The county’s 2013 year-end general fund unassigned fund balance, the amount of funds available for use at the discretion of the county commission, was up from $1,564,077 in 2012 to 2,649,397 at the end of 2013, an increase of 69 percent, according to Mike Ulrich, who presented the audit findings to the county commission at their Tuesday night meeting.
However, only $158,000 of that fund balance was in cash; the remaining fund balance was made up largely of receivables to be collected by the end of February, according to Ulrich.
“If you want to keep it tight and not save for a rainy day, then that’s good, because that’s what you’re doing,” he said. “I would take a look at that.”
Ulrich suggested two or three months of operating expenses in cash as an appropriate reserve amount.
“You don’t have a lot of breathing room,” he said.
The state minimum for the county’s fund balance is 5 percent of revenue while the maximum fund balance allowed by state law is 50 percent of revenue, according to Ulrich.
“You currently have a fund balance of around 11 to 12 percent, which is at the lower end but still within the parameters,” he said.
Ulrich noted that the county was successful at reducing the balance of interfund loans to the Deseret Peak Complex fund.
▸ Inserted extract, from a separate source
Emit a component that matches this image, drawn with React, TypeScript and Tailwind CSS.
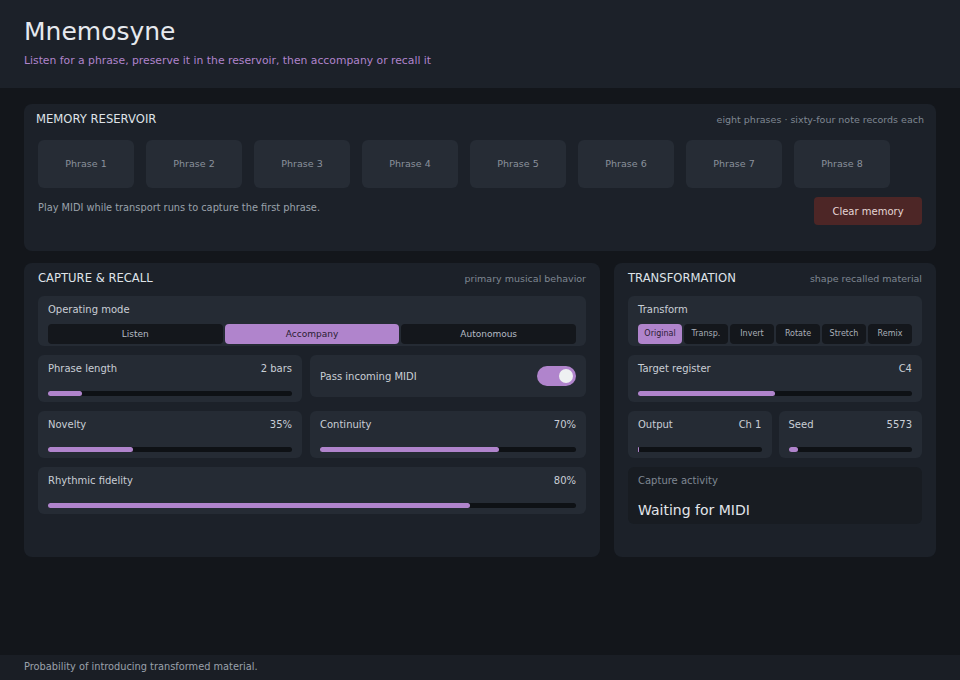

The amount owed to other funds by the Deseret Peak fund dropped from $6.5 million at end of 2012 to $4.6 million at end of 2013, according to the audit report.
While Deseret Peak Complex continues to operate in the red, the amount of cash used for operating activities there dropped by 56 percent, from $1,499,329 in 2012 to $658,930 in 2013. These figures do not include depreciation or debt service expenses.
While the auditors gave the county a clean opinion on it financial statements, the audit report did note a few areas for improvement.
The auditors called attention to the fact that the county did not provide the required seven day advance notice for the budget adoption hearing for the 2013 budget.
For the second year in a row, the lack of timely entering of transactions into the accounting system caused some funds to exceed their budget at year end, according to the audit report.
Auditors also recommended that procedures be adopted to ensure proper monitoring of federal alcohol and substance abuse grant funds and the county’s mental health grant.
In addition to building the fund balance, the county also lowered its long term debt on 2013, according to Ulrich.
“The county ended the year with $36 million in long term debt, down almost $2.5 million from last year,” he said. “The county had no problems in making its obligations to pay their long term debt obligations.”